Che Paulo Sousa e la Società viola siano dei separati in casa lo abbiamo capito da tempo: il dissidio risale al Gennaio 2016, complice un infelice mercato di riparazione che portò (e vi ricordo che lo portò Pradè e non Corvino) Benalouane in maglia viola.
Si è capito anche che, per mille ragioni (non tutte condivisibili) la Società scelse di continuare con Paulo Sousa anche per l’anno successivo, assumendosi tutti i rischi che ciò comportava, compresa un’annata di stilettate e ripicche che il Mister portoghese avrebbe sottolineato in ogni occasione.
Tuttavia mi pare che ormai la misura sia colma: a questo punto non è nemmeno lecito arrabbiarsi con Paulo Sousa che ad ogni piè sospinto lancia messaggi aggressivi e diffamatori (l’ultima è che la squadra non è sua) verso la proprietà, il Direttore Generale, la stampa, i giornalisti, qualche giocatore non affidabile e, probabilmente, arriverà a colpire anche massaggiatori e magazzinieri, oltre agli steward.
Solo lui ha ragione, solo lui è trasparente, solo lui ha sempre fatto il suo dovere.

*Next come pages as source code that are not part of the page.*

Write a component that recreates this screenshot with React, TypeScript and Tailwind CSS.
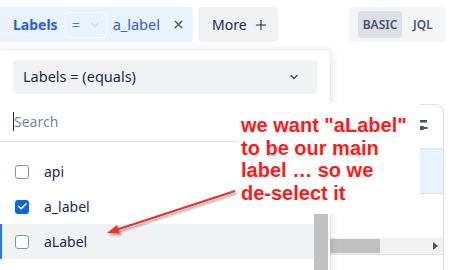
import React from "react";
import { ChevronDown, X, Plus, Check } from "lucide-react";

function Row({ label, checked, active }: { label: string; checked?: boolean; active?: boolean }) {
  return (
    <div
      className={
        active
          ? "flex h-[35px] items-center border-l-[2px] border-[#1d7afc] bg-[#f1f2f4] pl-[13px]"
          : "flex h-[35px] items-center pl-[15px]"
      }
    >
      {checked ? (
        <div className="flex h-[14px] w-[14px] items-center justify-center rounded-[3px] bg-[#0c66e4]">
          <Check size={11} strokeWidth={3.5} color="#ffffff" />
        </div>
      ) : (
        <div className="h-[14px] w-[14px] rounded-[3px] border-[1.5px] border-[#8590a2] bg-white" />
      )}
      {label ? <span className="ml-[15px] text-[14px] text-[#172b4d]">{label}</span> : null}
    </div>
  );
}

export default function App() {
  return (
    <div className="relative h-[270px] w-[462px] overflow-hidden bg-white font-['Noto_Sans',sans-serif]">
      {/* top bar */}
      <div className="flex h-[35px] items-center pt-0 mt-[7px]">
        <div className="flex h-[35px] w-[193px] items-center rounded-r-[4px] bg-[#e9f2ff] pl-[13px]">
          <span className="text-[14px] font-bold text-[#2f5fd8]">Labels</span>
          <div className="ml-[7px] flex h-[26px] w-[42px] items-center rounded-[4px] border border-white pl-[6px]">
            <span className="text-[14px] text-[#4a72e6]">=</span>
            <ChevronDown size={12} strokeWidth={3} color="#cddaf5" className="ml-[9px]" />
          </div>
          <span className="ml-[6px] text-[14.5px] text-[#2f5fd8]">a_label</span>
          <X size={13} strokeWidth={3} color="#505f79" className="ml-[12px]" />
        </div>
        <div className="ml-[5px] flex h-[35px] w-[80px] items-center rounded-[4px] bg-[#f1f2f4] pl-[14px]">
          <span className="text-[14px] text-[#172b4d]">More</span>
          <Plus size={16} strokeWidth={1.6} color="#172b4d" className="ml-[6px]" />
        </div>
        <div className="ml-auto mr-[16px] flex h-[35px] w-[97px] items-center rounded-[4px] bg-[#f4f5f7] pl-[9px]">
          <div className="flex h-[27px] w-[44px] items-center justify-center rounded-[3px] bg-[#dcdfe4]">
            <span className="text-[12px] font-semibold text-[#44546f]">BASIC</span>
          </div>
          <span className="ml-[11px] text-[12px] font-semibold text-[#44546f]">JQL</span>
        </div>
      </div>

      {/* table behind */}
      <div className="ml-[10px] mr-[18px] mt-[62px] h-[200px] rounded-t-[8px] border-r border-t border-[#dcdfe4]">
        <div className="relative h-[44px] border-b border-[#dcdfe4]">
          <svg className="absolute left-[409px] top-[14px]" width="10" height="14" viewBox="0 0 10 14">
            <rect x="1" y="1" width="7" height="2.5" fill="#44546f" />
            <circle cx="3" cy="9" r="2.3" fill="#44546f" />
            <rect x="3" y="8" width="5.5" height="2" fill="#44546f" />
          </svg>
        </div>
        <div className="h-[45px] border-b border-[#dcdfe4] bg-[#e9f2ff]" />
        <div className="h-[44px]" />
        <div className="relative flex h-[17px] items-center border-b border-[#dcdfe4] bg-[#f1f1f1]">
          <div className="ml-[320px] h-[14px] w-[50px] bg-[#c1c1c1]" />
          <svg className="absolute right-[5px] top-[4px]" width="5" height="8" viewBox="0 0 5 8">
            <polygon points="0,0 5,4 0,8" fill="#505050" />
          </svg>
        </div>
      </div>

      {/* dropdown */}
      <div className="absolute left-0 top-[50px] h-[240px] w-[330px] rounded-tr-[4px] bg-white shadow-[0_2px_10px_rgba(9,30,66,0.18),0_0_1px_rgba(9,30,66,0.3)]">
        <div className="mx-[13px] mt-[10px] flex h-[34px] items-center justify-between rounded-[4px] bg-[#f1f2f4] pl-[10px] pr-[17px]">
          <span className="text-[14.5px] text-[#172b4d]">Labels = (equals)</span>
          <ChevronDown size={12} strokeWidth={3} color="#44546f" />
        </div>
        <div className="flex h-[48px] items-center border-b border-[#dcdfe4] pl-[13px] pt-[8px]">
          <div className="h-[19px] w-[1px] bg-[#172b4d]" />
          <span className="text-[14px] text-[#7a869a]">Search</span>
        </div>
        <div className="relative pt-[12px]">
          <div className="w-[314px]">
            <Row label="api" />
            <Row label="a_label" checked />
            <Row label="aLabel" active />
            <Row label="" />
          </div>
        </div>
        <div className="absolute right-[2px] top-[164px] h-[80px] w-[14px] bg-[#c1c1c1]" />
      </div>

      {/* annotation */}
      <div className="absolute left-[238px] top-[103px] h-[111px] w-[182px] bg-white pl-[3px] pt-[11px] font-['Liberation_Sans',Arial,sans-serif] text-[20px] font-bold leading-[22.5px] text-[#ff1a1a]">
        we want "aLabel"
        <br />
        to be our main
        <br />
        label … so we
        <br />
        de-select it
      </div>

      {/* arrow */}
      <svg className="absolute left-0 top-0" width="462" height="270" viewBox="0 0 462 270">
        <defs>
          <filter id="sh" x="-20%" y="-20%" width="140%" height="140%">
            <feDropShadow dx="2" dy="2" stdDeviation="1.2" floodColor="#000" floodOpacity="0.35" />
          </filter>
        </defs>
        <g filter="url(#sh)">
          <line x1="235" y1="191" x2="118" y2="229.3" stroke="#e8302a" strokeWidth="2" />
          <polygon points="107,233 119.8,233.5 117,225" fill="#e8302a" />
        </g>
      </svg>
    </div>
  );
}
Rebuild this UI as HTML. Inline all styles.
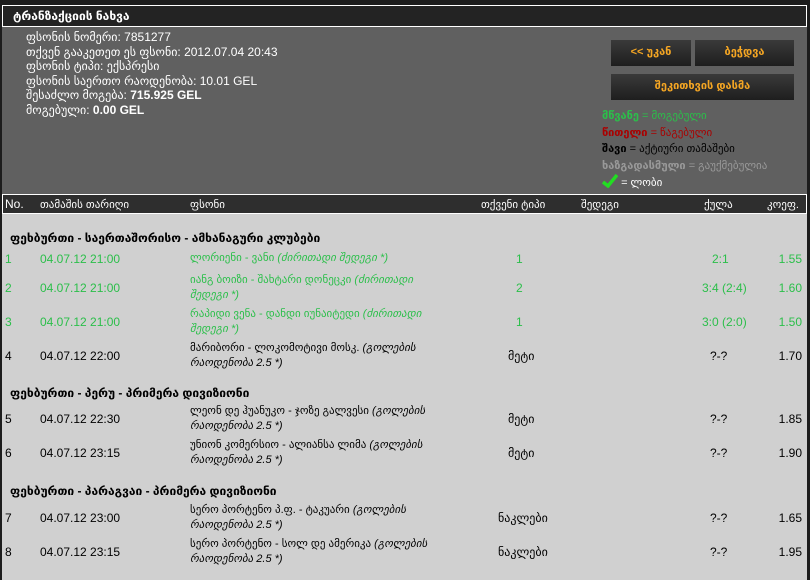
<!DOCTYPE html>
<html><head><meta charset="utf-8"><style>
*{margin:0;padding:0;box-sizing:border-box}
body{width:810px;height:580px;background:#1c1c1c;font-family:"Liberation Sans","DejaVu Sans",sans-serif;font-size:12px;color:#000;position:relative;overflow:hidden}
.a{position:absolute;white-space:nowrap}
#hdr{position:absolute;left:2px;top:5px;width:805px;height:22px;background:#232323;border:1px solid #fff;color:#fff;font-weight:bold;font-size:12px;padding:3px 0 0 10px}
#panel{position:absolute;left:2px;top:27px;width:805px;height:167px;background:#606060}
.info{color:#fff;font-size:12px;line-height:14.5px}
.btn{position:absolute;background:linear-gradient(#3a3a3a,#1e1e1e);color:#f5a623;font-weight:bold;font-size:11px;text-align:center;line-height:25px;height:26px}
#th{position:absolute;left:2px;top:194px;width:805px;height:20px;background:#2e2e2e;border:1px solid #fff;color:#fff;font-size:11px}
#tb{position:absolute;left:2px;top:214px;width:805px;height:366px;background:#d0d0d0}
.g{color:#2bbf4a}
.grp{font-weight:bold;font-size:12px}
.bet{width:245px;white-space:normal;line-height:15px;font-size:11px}
.r{text-align:right}
</style></head><body>
<div id="hdr">ტრანზაქციის ნახვა</div>
<div id="panel">
<div class="a info" style="left:24px;top:3px">ფსონის ნომერი: 7851277<br>თქვენ გააკეთეთ ეს ფსონი: 2012.07.04 20:43<br>ფსონის ტიპი: ექსპრესი<br>ფსონის საერთო რაოდენობა: 10.01 GEL<br>შესაძლო მოგება: <b>715.925 GEL</b><br>მოგებული: <b>0.00 GEL</b></div>
<div class="btn" style="left:609px;top:13px;width:80px">&lt;&lt; უკან</div>
<div class="btn" style="left:693px;top:13px;width:99px">ბეჭდვა</div>
<div class="btn" style="left:609px;top:47px;width:183px">შეკითხვის დასმა</div>
<div class="a" style="left:600px;top:81px;font-size:11px;line-height:16.5px">
<span style="color:#2bbf4a"><b>მწვანე</b> = მოგებული</span><br>
<span style="color:#a00"><b>წითელი</b> = წაგებული</span><br>
<span style="color:#000"><b>შავი</b> = აქტიური თამაშები</span><br>
<span style="color:#999"><b>ხაზგადასმული</b> = გაუქმებულია</span><br>
<svg width="16" height="14" viewBox="0 0 16 14" style="vertical-align:-2px"><path d="M1 8 L6 12 L15 1" stroke="#22dd22" stroke-width="3.5" fill="none"/></svg> <span style="color:#fff">= ლობი</span></div>
</div>
<div id="th">
<span class="a" style="left:2px;top:2px;font-size:12px">No.</span>
<span class="a" style="left:37px;top:3px">თამაშის თარიღი</span>
<span class="a" style="left:187px;top:3px">ფსონი</span>
<span class="a" style="left:478px;top:3px">თქვენი ტიპი</span>
<span class="a" style="left:578px;top:3px">შედეგი</span>
<span class="a" style="left:701px;top:3px">ქულა</span>
<span class="a" style="left:764px;top:3px">კოეფ.</span>
</div>
<div id="tb">
<div class="a grp" style="left:8px;top:17px">ფეხბურთი - საერთაშორისო - ამხანაგური კლუბები</div>

<div class="a g" style="left:3px;top:38px">1</div><div class="a g" style="left:38px;top:38px">04.07.12 21:00</div><div class="a g bet" style="left:188px;top:37px">ლორიენი - ვანი <i>(ძირითადი შედეგი *)</i></div><div class="a g" style="left:514px;top:38px">1</div><div class="a g" style="left:710px;top:38px">2:1</div><div class="a g r" style="left:760px;top:38px;width:40px">1.55</div>

<div class="a g" style="left:3px;top:67px">2</div><div class="a g" style="left:38px;top:67px">04.07.12 21:00</div><div class="a g bet" style="left:188px;top:59px">იანგ ბოიზი - შახტარი დონეცკი <i>(ძირითადი შედეგი *)</i></div><div class="a g" style="left:514px;top:67px">2</div><div class="a g" style="left:700px;top:67px">3:4 (2:4)</div><div class="a g r" style="left:760px;top:67px;width:40px">1.60</div>

<div class="a g" style="left:3px;top:101px">3</div><div class="a g" style="left:38px;top:101px">04.07.12 21:00</div><div class="a g bet" style="left:188px;top:93px">რაპიდი ვენა - დანდი იუნაიტედი <i>(ძირითადი შედეგი *)</i></div><div class="a g" style="left:514px;top:101px">1</div><div class="a g" style="left:700px;top:101px">3:0 (2:0)</div><div class="a g r" style="left:760px;top:101px;width:40px">1.50</div>

<div class="a" style="left:3px;top:135px">4</div><div class="a" style="left:38px;top:135px">04.07.12 22:00</div><div class="a bet" style="left:188px;top:127px">მარიბორი - ლოკომოტივი მოსკ. <i>(გოლების რაოდენობა 2.5 *)</i></div><div class="a" style="left:506px;top:135px">მეტი</div><div class="a" style="left:708px;top:135px">?-?</div><div class="a r" style="left:760px;top:135px;width:40px">1.70</div>

<div class="a grp" style="left:8px;top:172px">ფეხბურთი - პერუ - პრიმერა დივიზიონი</div>

<div class="a" style="left:3px;top:198px">5</div><div class="a" style="left:38px;top:198px">04.07.12 22:30</div><div class="a bet" style="left:188px;top:190px">ლეონ დე ჰუანუკო - ჯოზე გალვესი <i>(გოლების რაოდენობა 2.5 *)</i></div><div class="a" style="left:506px;top:198px">მეტი</div><div class="a" style="left:708px;top:198px">?-?</div><div class="a r" style="left:760px;top:198px;width:40px">1.85</div>

<div class="a" style="left:3px;top:232px">6</div><div class="a" style="left:38px;top:232px">04.07.12 23:15</div><div class="a bet" style="left:188px;top:224px">უნიონ კომერსიო - ალიანსა ლიმა <i>(გოლების რაოდენობა 2.5 *)</i></div><div class="a" style="left:506px;top:232px">მეტი</div><div class="a" style="left:708px;top:232px">?-?</div><div class="a r" style="left:760px;top:232px;width:40px">1.90</div>

<div class="a grp" style="left:8px;top:270px">ფეხბურთი - პარაგვაი - პრიმერა დივიზიონი</div>

<div class="a" style="left:3px;top:297px">7</div><div class="a" style="left:38px;top:297px">04.07.12 23:00</div><div class="a bet" style="left:188px;top:289px">სერო პორტენო პ.ფ. - ტაკუარი <i>(გოლების რაოდენობა 2.5 *)</i></div><div class="a" style="left:496px;top:297px">ნაკლები</div><div class="a" style="left:708px;top:297px">?-?</div><div class="a r" style="left:760px;top:297px;width:40px">1.65</div>

<div class="a" style="left:3px;top:331px">8</div><div class="a" style="left:38px;top:331px">04.07.12 23:15</div><div class="a bet" style="left:188px;top:323px">სერო პორტენო - სოლ დე ამერიკა <i>(გოლების რაოდენობა 2.5 *)</i></div><div class="a" style="left:496px;top:331px">ნაკლები</div><div class="a" style="left:708px;top:331px">?-?</div><div class="a r" style="left:760px;top:331px;width:40px">1.95</div>
</div>
</body></html>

Siccome lo ripete da tempo, nel silenzio e nel disinteresse della Società viola, credo sia giusto a questo punto rivolgere il nostro disappunto proprio a loro, a Diego e Andrea Della Valle, che tanto hanno voluto Paulo Sousa e che gli consentono di proseguire in questo gioco allo sfascio, in questo je accuse continuo, che ormai è diventato davvero irritante.
Dobbiamo dedurne la assoluta pochezza della Società, che dimostra di non avere alcun polso della situazione e che, di fatto, sancisce che in Fiorentina si può infamare la Società, i suoi dirigenti, la sua squadra senza che partano sanzioni disciplinari, richiami, ammonimenti fino al licenziamento in tronco, come sarebbe normale in qualunque altra azienda?
Purtroppo sì: la proprietà non ha, come si dice a Firenze “le palle” per farsi sentire nemmeno da un suo dipendente. Dove volete che possa andare in un mondo del calcio ormai gestito da finanza e procuratori, in cui ha ragione chi urla di più, in cui contano solo i risultati (altro che gli uomini), in cui i principi ed i valori di attaccamento alla maglia, di identità, di passione comune sono un retaggio di noi ormai vecchi amanti del calcio?
E’ triste vederlo ufficializzato proprio a Firenze, città abituata a litigare per ogni piccola virgola fuori posto: ma i Della Valle non sono di Firenze, e forse proprio questo è il loro limite.